◆ **SET TASK**
Below are some records. Pull every line that contains the word "screenshot".

◆ **DATASET ENTRIES**
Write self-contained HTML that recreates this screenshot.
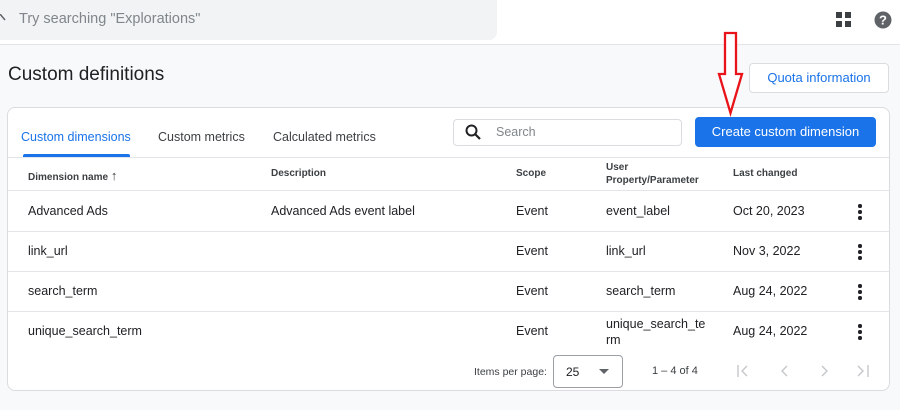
* * *
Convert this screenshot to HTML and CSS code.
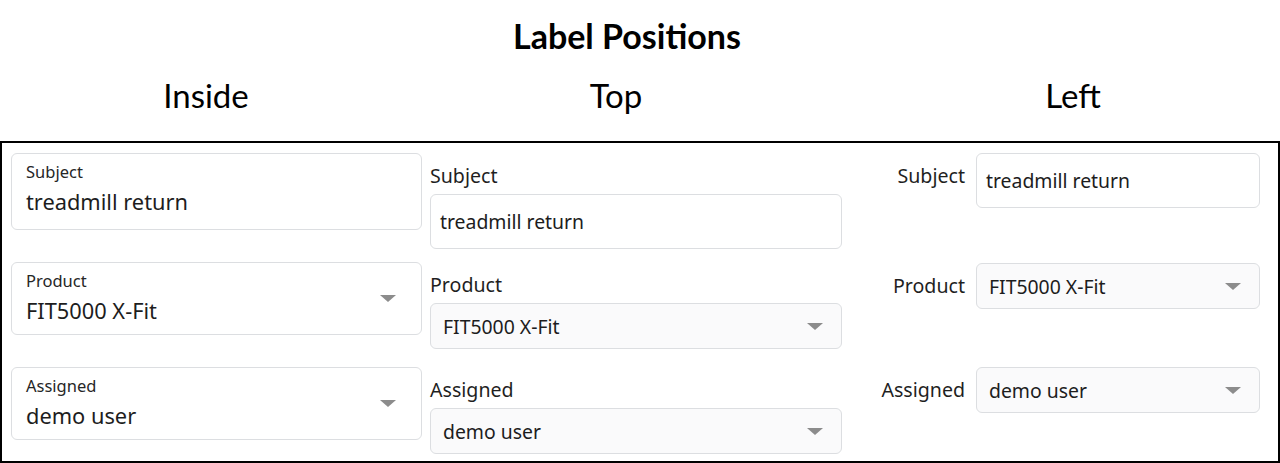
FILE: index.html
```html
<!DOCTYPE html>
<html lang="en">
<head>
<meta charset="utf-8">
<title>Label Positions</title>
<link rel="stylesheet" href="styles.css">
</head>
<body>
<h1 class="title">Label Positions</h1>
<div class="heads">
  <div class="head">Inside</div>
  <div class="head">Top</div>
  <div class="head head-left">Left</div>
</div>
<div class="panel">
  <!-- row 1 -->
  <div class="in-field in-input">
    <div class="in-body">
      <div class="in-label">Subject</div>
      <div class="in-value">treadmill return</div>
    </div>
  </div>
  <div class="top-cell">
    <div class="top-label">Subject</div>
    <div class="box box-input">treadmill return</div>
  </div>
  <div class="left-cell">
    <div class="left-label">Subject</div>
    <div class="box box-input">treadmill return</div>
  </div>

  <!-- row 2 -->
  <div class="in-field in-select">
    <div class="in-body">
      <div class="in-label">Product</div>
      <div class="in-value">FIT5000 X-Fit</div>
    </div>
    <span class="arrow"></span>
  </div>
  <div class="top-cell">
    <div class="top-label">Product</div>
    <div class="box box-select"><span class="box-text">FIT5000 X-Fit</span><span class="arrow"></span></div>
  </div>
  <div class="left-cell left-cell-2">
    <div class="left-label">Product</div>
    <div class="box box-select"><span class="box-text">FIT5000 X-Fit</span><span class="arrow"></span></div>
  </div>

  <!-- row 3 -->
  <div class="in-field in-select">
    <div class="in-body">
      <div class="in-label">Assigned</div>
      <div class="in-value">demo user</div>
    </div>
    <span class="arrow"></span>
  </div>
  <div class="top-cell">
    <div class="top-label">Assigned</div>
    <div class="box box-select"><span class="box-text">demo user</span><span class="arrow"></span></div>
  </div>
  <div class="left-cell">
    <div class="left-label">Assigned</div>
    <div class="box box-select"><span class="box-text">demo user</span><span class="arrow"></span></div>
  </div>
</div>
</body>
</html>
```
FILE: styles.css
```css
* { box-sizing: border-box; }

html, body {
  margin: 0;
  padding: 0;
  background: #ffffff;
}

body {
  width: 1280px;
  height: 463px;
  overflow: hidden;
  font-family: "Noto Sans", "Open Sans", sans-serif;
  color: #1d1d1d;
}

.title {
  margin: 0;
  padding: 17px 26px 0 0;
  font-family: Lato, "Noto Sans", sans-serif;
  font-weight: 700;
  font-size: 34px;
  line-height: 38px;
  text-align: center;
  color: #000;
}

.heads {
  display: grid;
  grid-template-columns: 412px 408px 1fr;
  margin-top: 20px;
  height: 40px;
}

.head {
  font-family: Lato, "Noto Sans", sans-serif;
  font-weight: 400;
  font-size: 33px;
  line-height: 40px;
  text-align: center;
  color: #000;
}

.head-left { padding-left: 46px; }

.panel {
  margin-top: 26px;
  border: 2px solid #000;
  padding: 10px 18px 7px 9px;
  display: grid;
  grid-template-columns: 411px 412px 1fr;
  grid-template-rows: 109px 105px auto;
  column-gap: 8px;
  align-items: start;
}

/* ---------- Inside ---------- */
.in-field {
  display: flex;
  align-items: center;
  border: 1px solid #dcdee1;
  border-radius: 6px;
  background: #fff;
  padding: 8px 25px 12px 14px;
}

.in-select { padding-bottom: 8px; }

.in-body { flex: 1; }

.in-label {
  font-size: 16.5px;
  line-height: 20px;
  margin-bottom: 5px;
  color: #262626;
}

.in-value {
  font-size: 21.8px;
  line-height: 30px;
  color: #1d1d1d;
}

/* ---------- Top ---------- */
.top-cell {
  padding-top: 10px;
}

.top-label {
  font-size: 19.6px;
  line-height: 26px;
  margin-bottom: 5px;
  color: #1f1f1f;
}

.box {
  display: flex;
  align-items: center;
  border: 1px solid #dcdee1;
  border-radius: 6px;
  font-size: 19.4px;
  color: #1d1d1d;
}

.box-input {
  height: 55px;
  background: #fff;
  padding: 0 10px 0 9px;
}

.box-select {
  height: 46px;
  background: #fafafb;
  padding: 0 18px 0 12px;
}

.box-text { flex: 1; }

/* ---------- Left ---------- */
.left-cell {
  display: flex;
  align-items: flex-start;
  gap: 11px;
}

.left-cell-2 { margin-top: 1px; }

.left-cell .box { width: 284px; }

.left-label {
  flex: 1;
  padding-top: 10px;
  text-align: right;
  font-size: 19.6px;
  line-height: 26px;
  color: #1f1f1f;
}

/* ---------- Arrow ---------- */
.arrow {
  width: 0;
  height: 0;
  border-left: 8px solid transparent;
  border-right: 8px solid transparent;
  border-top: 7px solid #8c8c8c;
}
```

◆ **RIGHT ANSWER**
Write self-contained HTML that recreates this screenshot.
Convert this screenshot to HTML and CSS code.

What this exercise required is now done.